Pantomime is traditional in the best sense – an open house that, like the regenerations of a Time Lord, makes itself anew with each iteration. Under the direction of Sean Canning, the ashes of Cinderella’s hearth are rekindled by a topical subplot pivoting around Steven Jackson’s Lord Stoneybroke, Cinderella’s inventor father, owing a dramatic debt to Caractacus Potts in Chitty Chitty Bang Bang and, within the panto, a more pressing one to the payday loans company whose dubious services have been necessitated by Hernia and Veruca’s spendthrift addiction to fast fashion. 

Nor are Cinderella’s aspirations limited to trading the strings of her apron for the rings of marriage.
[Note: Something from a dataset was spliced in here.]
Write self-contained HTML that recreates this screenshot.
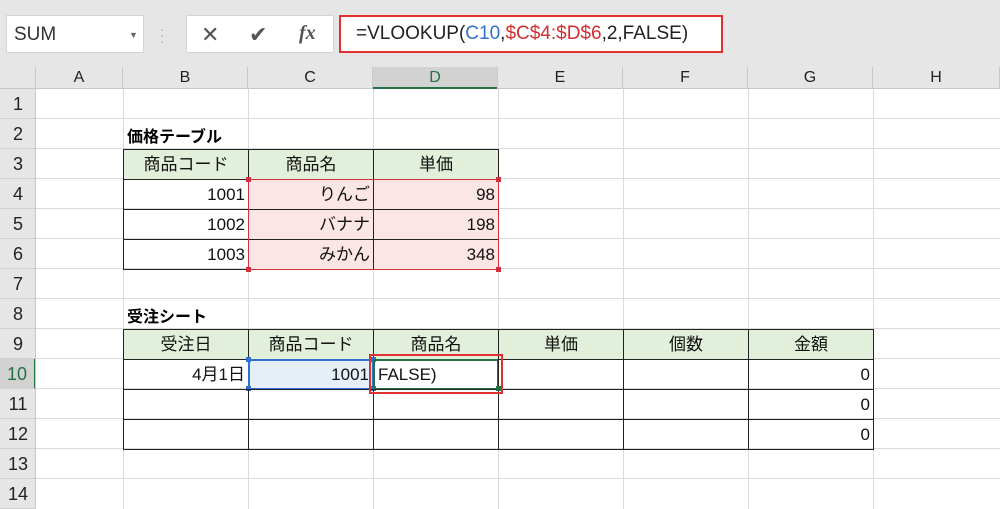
<!DOCTYPE html><html><head><meta charset="utf-8"><style>
*{margin:0;padding:0;box-sizing:border-box}
body{width:1000px;height:509px;overflow:hidden;background:#fff;font-family:"Liberation Sans","Noto Sans CJK JP",sans-serif;position:relative}
.a{position:absolute}
.ch{position:absolute;top:67px;height:22px;font-size:16px;text-align:center;line-height:22px;color:#222;border-right:1px solid #c8c8c8}
.rh{position:absolute;left:0;width:36px;height:30px;font-size:18px;text-align:center;line-height:30px;color:#222;border-bottom:1px solid #d0d0d0;background:#e6e6e6}
.c{position:absolute;height:31px;border:1px solid #222;font-size:17px;line-height:29px;padding:0 3px;color:#111}
.g{background:#e2efda;text-align:center}
.r{text-align:right}
.p{background:#fbe5e5}
.t{position:absolute;font-size:16px;font-weight:bold}
.hd{position:absolute;width:5px;height:5px}
</style></head><body>
<div class="a" style="left:0;top:0;width:1000px;height:67px;background:#e6e6e6"></div>
<div class="a" style="left:6px;top:15px;width:138px;height:38px;background:#fff;border:1px solid #d4d4d4;font-size:19px;line-height:38px;padding-left:7px;color:#333">SUM<span class="a" style="left:122px;top:0;font-size:9px;color:#666">▼</span></div>
<div class="a" style="left:160px;top:26px;color:#aaa;font-size:14px;line-height:6px">·<br>·<br>·</div>
<div class="a" style="left:186px;top:15px;width:148px;height:38px;background:#fff;border:1px solid #d4d4d4"></div>
<div class="a" style="left:201px;top:22px;font-size:22px;color:#555">✕</div>
<div class="a" style="left:249px;top:22px;font-size:22px;color:#555">✔</div>
<div class="a" style="left:299px;top:22px;font-size:20px;color:#555;font-family:'Liberation Serif',serif;font-style:italic;font-weight:bold">fx</div>
<div class="a" style="left:339px;top:15px;width:384px;height:38px;background:#fff;border:2px solid #e03030;font-size:19px;line-height:34px;padding-left:15px;color:#222;white-space:nowrap">=VLOOKUP(<span style="color:#3070d0">C10</span>,<span style="color:#d03030">$C$4:$D$6</span>,2,FALSE)</div>
<div class="a" style="left:0;top:67px;width:1000px;height:22px;background:#e6e6e6;border-bottom:1px solid #c8c8c8"></div>
<div class="a" style="left:373px;top:67px;width:125px;height:22px;background:#d2d2d2;border-bottom:2px solid #217346"></div>
<div class="ch" style="left:0;width:36px"></div>
<div class="ch" style="left:36px;width:87px">A</div>
<div class="ch" style="left:123px;width:125px">B</div>
<div class="ch" style="left:248px;width:125px">C</div>
<div class="ch" style="left:373px;width:125px;color:#217346">D</div>
<div class="ch" style="left:498px;width:125px">E</div>
<div class="ch" style="left:623px;width:125px">F</div>
<div class="ch" style="left:748px;width:125px">G</div>
<div class="ch" style="left:873px;width:127px">H</div>
<svg class="a" style="left:0;top:89px" width="1000" height="420">
<g stroke="#dadada" stroke-width="1">
<line x1="123.5" y1="0" x2="123.5" y2="420"/><line x1="248.5" y1="0" x2="248.5" y2="420"/><line x1="373.5" y1="0" x2="373.5" y2="420"/><line x1="498.5" y1="0" x2="498.5" y2="420"/><line x1="623.5" y1="0" x2="623.5" y2="420"/><line x1="748.5" y1="0" x2="748.5" y2="420"/><line x1="873.5" y1="0" x2="873.5" y2="420"/>
<line x1="36" y1="29.5" x2="1000" y2="29.5"/><line x1="36" y1="59.5" x2="1000" y2="59.5"/><line x1="36" y1="89.5" x2="1000" y2="89.5"/><line x1="36" y1="119.5" x2="1000" y2="119.5"/><line x1="36" y1="149.5" x2="1000" y2="149.5"/><line x1="36" y1="179.5" x2="1000" y2="179.5"/><line x1="36" y1="209.5" x2="1000" y2="209.5"/><line x1="36" y1="239.5" x2="1000" y2="239.5"/><line x1="36" y1="269.5" x2="1000" y2="269.5"/><line x1="36" y1="299.5" x2="1000" y2="299.5"/><line x1="36" y1="329.5" x2="1000" y2="329.5"/><line x1="36" y1="359.5" x2="1000" y2="359.5"/><line x1="36" y1="389.5" x2="1000" y2="389.5"/>
</g></svg>
<div class="rh" style="top:89px">1</div><div class="rh" style="top:119px">2</div><div class="rh" style="top:149px">3</div><div class="rh" style="top:179px">4</div><div class="rh" style="top:209px">5</div><div class="rh" style="top:239px">6</div><div class="rh" style="top:269px">7</div><div class="rh" style="top:299px">8</div><div class="rh" style="top:329px">9</div><div class="rh" style="top:359px;background:#d2d2d2;color:#217346;border-right:2px solid #217346">10</div><div class="rh" style="top:389px">11</div><div class="rh" style="top:419px">12</div><div class="rh" style="top:449px">13</div><div class="rh" style="top:479px">14</div>
<div class="a" style="left:35px;top:89px;width:1px;height:420px;background:#c8c8c8"></div>
<div class="t" style="left:127px;top:123px">価格テーブル</div>
<div class="c g" style="left:123px;top:149px;width:126px">商品コード</div>
<div class="c g" style="left:248px;top:149px;width:126px">商品名</div>
<div class="c g" style="left:373px;top:149px;width:126px">単価</div>
<div class="c r" style="left:123px;top:179px;width:126px">1001</div>
<div class="c r p" style="left:248px;top:179px;width:126px">りんご</div>
<div class="c r p" style="left:373px;top:179px;width:126px">98</div>
<div class="c r" style="left:123px;top:209px;width:126px">1002</div>
<div class="c r p" style="left:248px;top:209px;width:126px">バナナ</div>
<div class="c r p" style="left:373px;top:209px;width:126px">198</div>
<div class="c r" style="left:123px;top:239px;width:126px">1003</div>
<div class="c r p" style="left:248px;top:239px;width:126px">みかん</div>
<div class="c r p" style="left:373px;top:239px;width:126px">348</div>
<div class="a" style="left:248px;top:179px;width:251px;height:91px;border:1px solid #d03040"></div>
<div class="hd" style="left:246px;top:177px;background:#d03040"></div><div class="hd" style="left:496px;top:177px;background:#d03040"></div><div class="hd" style="left:246px;top:267px;background:#d03040"></div><div class="hd" style="left:496px;top:267px;background:#d03040"></div>
<div class="t" style="left:127px;top:303px">受注シート</div>
<div class="c g" style="left:123px;top:329px;width:126px">受注日</div>
<div class="c g" style="left:248px;top:329px;width:126px">商品コード</div>
<div class="c g" style="left:373px;top:329px;width:126px">商品名</div>
<div class="c g" style="left:498px;top:329px;width:126px">単価</div>
<div class="c g" style="left:623px;top:329px;width:126px">個数</div>
<div class="c g" style="left:748px;top:329px;width:126px">金額</div>
<div class="c r" style="left:123px;top:359px;width:126px">4月1日</div>
<div class="c r" style="left:248px;top:359px;width:126px;background:#e6eef8;border:2px solid #3070d0;line-height:27px">1001</div>
<div class="hd" style="left:246px;top:357px;background:#3070d0"></div><div class="hd" style="left:371px;top:357px;background:#3070d0"></div><div class="hd" style="left:246px;top:386px;background:#3070d0"></div><div class="hd" style="left:371px;top:386px;background:#3070d0"></div>
<div class="c" style="left:373px;top:359px;width:126px;border:2px solid #217346;line-height:27px">FALSE)</div>
<div class="c" style="left:498px;top:359px;width:126px"></div>
<div class="c" style="left:623px;top:359px;width:126px"></div>
<div class="c r" style="left:748px;top:359px;width:126px">0</div>
<div class="c" style="left:123px;top:389px;width:126px"></div><div class="c" style="left:248px;top:389px;width:126px"></div><div class="c" style="left:373px;top:389px;width:126px"></div><div class="c" style="left:498px;top:389px;width:126px"></div><div class="c" style="left:623px;top:389px;width:126px"></div><div class="c r" style="left:748px;top:389px;width:126px">0</div>
<div class="c" style="left:123px;top:419px;width:126px"></div><div class="c" style="left:248px;top:419px;width:126px"></div><div class="c" style="left:373px;top:419px;width:126px"></div><div class="c" style="left:498px;top:419px;width:126px"></div><div class="c" style="left:623px;top:419px;width:126px"></div><div class="c r" style="left:748px;top:419px;width:126px">0</div>
<div class="a" style="left:369px;top:354px;width:134px;height:40px;border:2px solid #e03030"></div>
<div class="a" style="left:496px;top:386px;width:5px;height:5px;background:#217346"></div>
</body></html>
From the off, Rebecca Crookson’s plucky scullery maid has ambitions which are more terpsichorean than matrimonial.

Along the way, the drama passes some familiar signposts: mistaken identities as the Prince and Dandini exchange places, paving the way for farcical confusion, a particularly tenuous pretext to set the ghoulish scene for a bout of “He’s behind you!”, and a sprinkle of song-and-dance numbers with an ear for cross-generational pop, culminating in a nod to Strictly Ballroom and Romy and Michele’s High School Reunion in its choice of the soundtrack to the Prince and Cinderella’s courtship dance.

Cinderella. Photo by Shay Rowan.

To keep things moving, the writers have come up with a fresh batch of puns, the most glorious of which, notably an especially filthy double entendre exploiting the perils of rash depilation, fly mercifully into the stratosphere above the understanding of the younger members of the audience, and, I suspect, that of  the more junior members of the Contact Young Company. The very youngest among their number are bright as buttons with the giddiness of being on stage, and their fledgling enthusiasm, generously shepherded by the professionals among the cast, is an integral part of the production’s broad appeal.

Indeed, like a ticket to Prince Charming’s Ball, Cinderella is an invitation to one and all, young and not-so-young, middle-of-the-road and avant-garde. This is theatre at its most inclusive. Put on your glass shoes and dance.